═══ INFORMATION SUPPLIED
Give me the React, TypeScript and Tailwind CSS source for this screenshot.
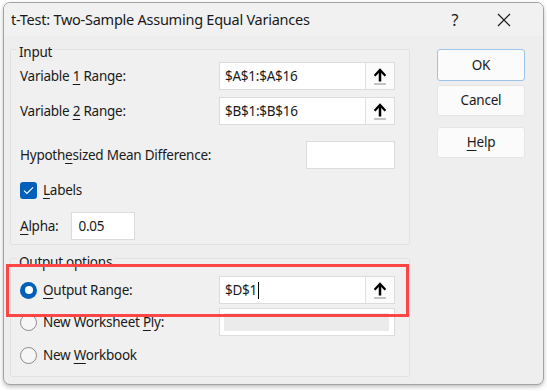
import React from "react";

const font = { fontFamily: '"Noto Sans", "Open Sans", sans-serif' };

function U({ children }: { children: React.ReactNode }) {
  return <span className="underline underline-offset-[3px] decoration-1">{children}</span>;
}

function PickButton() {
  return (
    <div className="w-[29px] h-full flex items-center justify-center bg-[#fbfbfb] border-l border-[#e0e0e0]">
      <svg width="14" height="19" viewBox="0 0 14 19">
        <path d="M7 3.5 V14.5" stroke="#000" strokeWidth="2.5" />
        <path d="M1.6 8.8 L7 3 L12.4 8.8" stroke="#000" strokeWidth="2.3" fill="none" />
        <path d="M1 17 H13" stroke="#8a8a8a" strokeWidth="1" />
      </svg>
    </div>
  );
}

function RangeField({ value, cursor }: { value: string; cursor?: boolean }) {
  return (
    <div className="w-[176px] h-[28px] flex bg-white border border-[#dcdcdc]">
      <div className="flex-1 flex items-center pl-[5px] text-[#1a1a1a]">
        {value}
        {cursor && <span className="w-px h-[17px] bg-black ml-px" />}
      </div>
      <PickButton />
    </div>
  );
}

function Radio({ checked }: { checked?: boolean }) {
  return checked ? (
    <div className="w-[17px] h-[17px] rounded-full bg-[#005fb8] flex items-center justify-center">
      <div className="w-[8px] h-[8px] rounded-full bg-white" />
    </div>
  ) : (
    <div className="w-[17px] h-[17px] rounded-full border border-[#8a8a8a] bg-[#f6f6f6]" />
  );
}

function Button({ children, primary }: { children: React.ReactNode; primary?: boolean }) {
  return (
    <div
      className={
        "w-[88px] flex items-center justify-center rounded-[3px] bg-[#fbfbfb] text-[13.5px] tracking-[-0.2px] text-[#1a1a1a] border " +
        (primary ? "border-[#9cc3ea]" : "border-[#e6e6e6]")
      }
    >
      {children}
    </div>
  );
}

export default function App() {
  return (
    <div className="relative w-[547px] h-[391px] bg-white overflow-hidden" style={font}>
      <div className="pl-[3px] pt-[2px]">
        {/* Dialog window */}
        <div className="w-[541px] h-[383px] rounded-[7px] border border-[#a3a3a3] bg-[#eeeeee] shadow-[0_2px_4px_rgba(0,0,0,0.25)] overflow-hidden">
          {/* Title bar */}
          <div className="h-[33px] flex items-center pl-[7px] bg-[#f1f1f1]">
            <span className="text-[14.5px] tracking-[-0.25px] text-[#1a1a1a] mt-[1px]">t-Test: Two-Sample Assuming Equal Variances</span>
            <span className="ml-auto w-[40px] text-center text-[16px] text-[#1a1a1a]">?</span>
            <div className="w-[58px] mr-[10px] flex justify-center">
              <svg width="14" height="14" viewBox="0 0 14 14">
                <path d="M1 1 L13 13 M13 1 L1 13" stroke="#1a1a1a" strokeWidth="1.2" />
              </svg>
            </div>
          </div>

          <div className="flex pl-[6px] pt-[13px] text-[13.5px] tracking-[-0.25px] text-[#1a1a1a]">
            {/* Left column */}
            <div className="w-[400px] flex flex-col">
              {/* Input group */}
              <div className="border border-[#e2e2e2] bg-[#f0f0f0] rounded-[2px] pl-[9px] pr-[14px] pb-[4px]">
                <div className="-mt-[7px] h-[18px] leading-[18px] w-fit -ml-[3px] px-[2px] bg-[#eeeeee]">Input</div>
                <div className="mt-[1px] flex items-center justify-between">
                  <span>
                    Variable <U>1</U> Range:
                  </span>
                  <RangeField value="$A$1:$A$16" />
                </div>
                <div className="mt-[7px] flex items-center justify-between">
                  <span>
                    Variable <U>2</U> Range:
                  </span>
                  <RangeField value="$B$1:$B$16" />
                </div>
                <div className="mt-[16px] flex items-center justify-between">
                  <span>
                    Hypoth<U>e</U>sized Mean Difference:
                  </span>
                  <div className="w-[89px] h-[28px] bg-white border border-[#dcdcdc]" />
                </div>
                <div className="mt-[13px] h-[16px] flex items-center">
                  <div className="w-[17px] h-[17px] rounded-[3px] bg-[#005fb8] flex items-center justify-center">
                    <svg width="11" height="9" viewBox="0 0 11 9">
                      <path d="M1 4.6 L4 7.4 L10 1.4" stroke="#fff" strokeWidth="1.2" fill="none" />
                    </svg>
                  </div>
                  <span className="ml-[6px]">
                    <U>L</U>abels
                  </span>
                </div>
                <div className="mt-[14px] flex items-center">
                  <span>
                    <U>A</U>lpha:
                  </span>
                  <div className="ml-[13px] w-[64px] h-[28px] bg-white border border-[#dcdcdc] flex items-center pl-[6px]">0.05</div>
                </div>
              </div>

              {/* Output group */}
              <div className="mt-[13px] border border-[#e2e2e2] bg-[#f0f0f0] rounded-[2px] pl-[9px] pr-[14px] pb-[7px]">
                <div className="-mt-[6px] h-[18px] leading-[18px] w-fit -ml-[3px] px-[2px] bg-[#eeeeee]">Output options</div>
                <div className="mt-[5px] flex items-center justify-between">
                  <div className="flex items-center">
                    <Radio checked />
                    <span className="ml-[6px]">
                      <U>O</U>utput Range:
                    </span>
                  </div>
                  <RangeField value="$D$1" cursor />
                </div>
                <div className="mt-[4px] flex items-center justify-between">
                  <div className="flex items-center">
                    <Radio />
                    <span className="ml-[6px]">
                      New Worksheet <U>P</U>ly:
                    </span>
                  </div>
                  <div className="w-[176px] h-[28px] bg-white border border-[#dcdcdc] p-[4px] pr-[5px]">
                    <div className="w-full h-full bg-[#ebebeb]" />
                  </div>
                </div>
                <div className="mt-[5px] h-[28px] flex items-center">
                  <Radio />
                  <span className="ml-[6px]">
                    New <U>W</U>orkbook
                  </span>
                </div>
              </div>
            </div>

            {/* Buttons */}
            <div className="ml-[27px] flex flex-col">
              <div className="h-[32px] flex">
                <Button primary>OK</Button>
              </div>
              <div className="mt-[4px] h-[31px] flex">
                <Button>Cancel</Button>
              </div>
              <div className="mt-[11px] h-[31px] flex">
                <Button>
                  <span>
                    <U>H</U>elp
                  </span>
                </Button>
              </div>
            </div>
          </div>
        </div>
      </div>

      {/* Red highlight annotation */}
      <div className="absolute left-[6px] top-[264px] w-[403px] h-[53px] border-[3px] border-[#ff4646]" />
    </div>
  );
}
══════
WHAT TO DO ▸ Leave every image out, and retype the material exactly.

THE ANSWER ▸
Give me the React, TypeScript and Tailwind CSS source for this screenshot.
import React from "react";

const font = { fontFamily: '"Noto Sans", "Open Sans", sans-serif' };

function U({ children }: { children: React.ReactNode }) {
  return <span className="underline underline-offset-[3px] decoration-1">{children}</span>;
}

function PickButton() {
  return (
    <div className="w-[29px] h-full flex items-center justify-center bg-[#fbfbfb] border-l border-[#e0e0e0]">
      <svg width="14" height="19" viewBox="0 0 14 19">
        <path d="M7 3.5 V14.5" stroke="#000" strokeWidth="2.5" />
        <path d="M1.6 8.8 L7 3 L12.4 8.8" stroke="#000" strokeWidth="2.3" fill="none" />
        <path d="M1 17 H13" stroke="#8a8a8a" strokeWidth="1" />
      </svg>
    </div>
  );
}

function RangeField({ value, cursor }: { value: string; cursor?: boolean }) {
  return (
    <div className="w-[176px] h-[28px] flex bg-white border border-[#dcdcdc]">
      <div className="flex-1 flex items-center pl-[5px] text-[#1a1a1a]">
        {value}
        {cursor && <span className="w-px h-[17px] bg-black ml-px" />}
      </div>
      <PickButton />
    </div>
  );
}

function Radio({ checked }: { checked?: boolean }) {
  return checked ? (
    <div className="w-[17px] h-[17px] rounded-full bg-[#005fb8] flex items-center justify-center">
      <div className="w-[8px] h-[8px] rounded-full bg-white" />
    </div>
  ) : (
    <div className="w-[17px] h-[17px] rounded-full border border-[#8a8a8a] bg-[#f6f6f6]" />
  );
}

function Button({ children, primary }: { children: React.ReactNode; primary?: boolean }) {
  return (
    <div
      className={
        "w-[88px] flex items-center justify-center rounded-[3px] bg-[#fbfbfb] text-[13.5px] tracking-[-0.2px] text-[#1a1a1a] border " +
        (primary ? "border-[#9cc3ea]" : "border-[#e6e6e6]")
      }
    >
      {children}
    </div>
  );
}

export default function App() {
  return (
    <div className="relative w-[547px] h-[391px] bg-white overflow-hidden" style={font}>
      <div className="pl-[3px] pt-[2px]">
        {/* Dialog window */}
        <div className="w-[541px] h-[383px] rounded-[7px] border border-[#a3a3a3] bg-[#eeeeee] shadow-[0_2px_4px_rgba(0,0,0,0.25)] overflow-hidden">
          {/* Title bar */}
          <div className="h-[33px] flex items-center pl-[7px] bg-[#f1f1f1]">
            <span className="text-[14.5px] tracking-[-0.25px] text-[#1a1a1a] mt-[1px]">t-Test: Two-Sample Assuming Equal Variances</span>
            <span className="ml-auto w-[40px] text-center text-[16px] text-[#1a1a1a]">?</span>
            <div className="w-[58px] mr-[10px] flex justify-center">
              <svg width="14" height="14" viewBox="0 0 14 14">
                <path d="M1 1 L13 13 M13 1 L1 13" stroke="#1a1a1a" strokeWidth="1.2" />
              </svg>
            </div>
          </div>

          <div className="flex pl-[6px] pt-[13px] text-[13.5px] tracking-[-0.25px] text-[#1a1a1a]">
            {/* Left column */}
            <div className="w-[400px] flex flex-col">
              {/* Input group */}
              <div className="border border-[#e2e2e2] bg-[#f0f0f0] rounded-[2px] pl-[9px] pr-[14px] pb-[4px]">
                <div className="-mt-[7px] h-[18px] leading-[18px] w-fit -ml-[3px] px-[2px] bg-[#eeeeee]">Input</div>
                <div className="mt-[1px] flex items-center justify-between">
                  <span>
                    Variable <U>1</U> Range:
                  </span>
                  <RangeField value="$A$1:$A$16" />
                </div>
                <div className="mt-[7px] flex items-center justify-between">
                  <span>
                    Variable <U>2</U> Range:
                  </span>
                  <RangeField value="$B$1:$B$16" />
                </div>
                <div className="mt-[16px] flex items-center justify-between">
                  <span>
                    Hypoth<U>e</U>sized Mean Difference:
                  </span>
                  <div className="w-[89px] h-[28px] bg-white border border-[#dcdcdc]" />
                </div>
                <div className="mt-[13px] h-[16px] flex items-center">
                  <div className="w-[17px] h-[17px] rounded-[3px] bg-[#005fb8] flex items-center justify-center">
                    <svg width="11" height="9" viewBox="0 0 11 9">
                      <path d="M1 4.6 L4 7.4 L10 1.4" stroke="#fff" strokeWidth="1.2" fill="none" />
                    </svg>
                  </div>
                  <span className="ml-[6px]">
                    <U>L</U>abels
                  </span>
                </div>
                <div className="mt-[14px] flex items-center">
                  <span>
                    <U>A</U>lpha:
                  </span>
                  <div className="ml-[13px] w-[64px] h-[28px] bg-white border border-[#dcdcdc] flex items-center pl-[6px]">0.05</div>
                </div>
              </div>

              {/* Output group */}
              <div className="mt-[13px] border border-[#e2e2e2] bg-[#f0f0f0] rounded-[2px] pl-[9px] pr-[14px] pb-[7px]">
                <div className="-mt-[6px] h-[18px] leading-[18px] w-fit -ml-[3px] px-[2px] bg-[#eeeeee]">Output options</div>
                <div className="mt-[5px] flex items-center justify-between">
                  <div className="flex items-center">
                    <Radio checked />
                    <span className="ml-[6px]">
                      <U>O</U>utput Range:
                    </span>
                  </div>
                  <RangeField value="$D$1" cursor />
                </div>
                <div className="mt-[4px] flex items-center justify-between">
                  <div className="flex items-center">
                    <Radio />
                    <span className="ml-[6px]">
                      New Worksheet <U>P</U>ly:
                    </span>
                  </div>
                  <div className="w-[176px] h-[28px] bg-white border border-[#dcdcdc] p-[4px] pr-[5px]">
                    <div className="w-full h-full bg-[#ebebeb]" />
                  </div>
                </div>
                <div className="mt-[5px] h-[28px] flex items-center">
                  <Radio />
                  <span className="ml-[6px]">
                    New <U>W</U>orkbook
                  </span>
                </div>
              </div>
            </div>

            {/* Buttons */}
            <div className="ml-[27px] flex flex-col">
              <div className="h-[32px] flex">
                <Button primary>OK</Button>
              </div>
              <div className="mt-[4px] h-[31px] flex">
                <Button>Cancel</Button>
              </div>
              <div className="mt-[11px] h-[31px] flex">
                <Button>
                  <span>
                    <U>H</U>elp
                  </span>
                </Button>
              </div>
            </div>
          </div>
        </div>
      </div>

      {/* Red highlight annotation */}
      <div className="absolute left-[6px] top-[264px] w-[403px] h-[53px] border-[3px] border-[#ff4646]" />
    </div>
  );
}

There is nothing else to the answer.